Also, I hardly believe "read up to date law in your language" is possible, there are entire legal concepts that do not exist in different jurisdictions, or literally the same expression may mean different things ("voir dire" for example).

It's good to attempt formalizing things, but I don't think this is a strawman.

contingencies · on Nov 25, 2020

The straw man was "interpreted law is uncodifiable" - essentially throwing the baby out with the bathwater. We can interpret where necessary without claiming that because interpretation is required in specific cases that the whole concept fails.

smarx007 · on Nov 25, 2020

> law-as-code is a bad idea because its "dynamic"/"always changing"

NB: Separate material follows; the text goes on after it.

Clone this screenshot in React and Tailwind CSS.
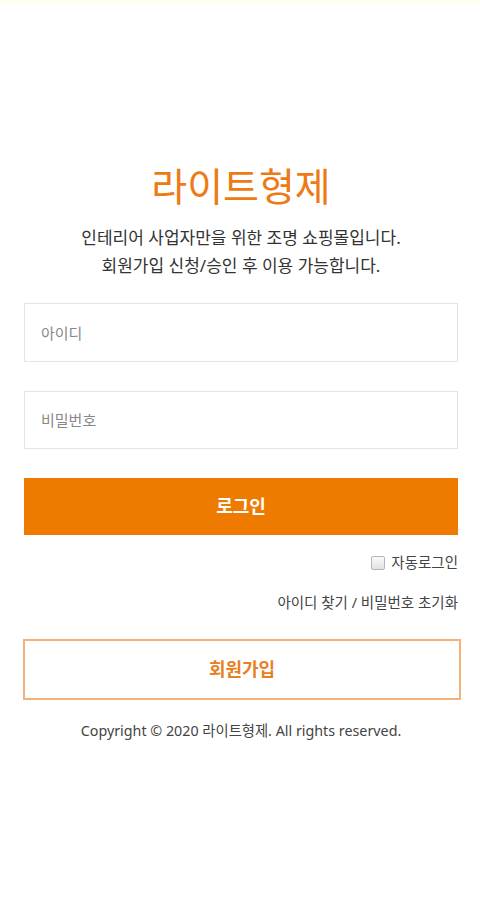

I don't think it was meant in classical terms of an SQL UPDATE. It was meant in a way that a new rule may affect the application of an existing rule. Academically speaking, it makes reasoning non-monotonic. This is exactly why https://en.wikipedia.org/wiki/Defeasible_logic is proposed.

> The second argument is an outright straw man fallacy.

I think they are trying to codify the laws in logic _without_ changes to the law.

[Edit] The journalist also failed to read up on the basics of deontic logic and defeasible reasoning: "The law says cars must drive on the left in Australia. But what if they have to cross the road to avoid hitting a child?"

contingencies · on Nov 25, 2020

Yes, in the current system it's shifting goalposts. That is a bad system.

You cannot completely successfully codify something that is based on the vagaries of wishy-washy language, nor specific legal concepts like the intent of regulations or the context of prior judgements. Therefore, improve the language: don't give up!

Imagine if latitude and longitude weren't invented because "sorta over there a few days sail beyond the cape" was too hard to quantify. This is the same ridiculous argument. It just so happens that there are also a vast number of ingratiated rent seeking and powerful people and corporations interested in the status quo: literally all of them.

I believe that as engineers and as optimists within the greater human endeavour, over time in all fields we should seek to create means of trust and means of precision: in our measurements, in our communications, in our analyses, in our references and in our collaborations.

We don't need to fire all the judges. But maybe 90% of the solicitors and standard procedural lawyers, a large part of whose job is explaining to the average citizen what exactly is the done thing in some particular area or how exactly they can expect to be treated the hands of a system that cannot otherwise explain itself.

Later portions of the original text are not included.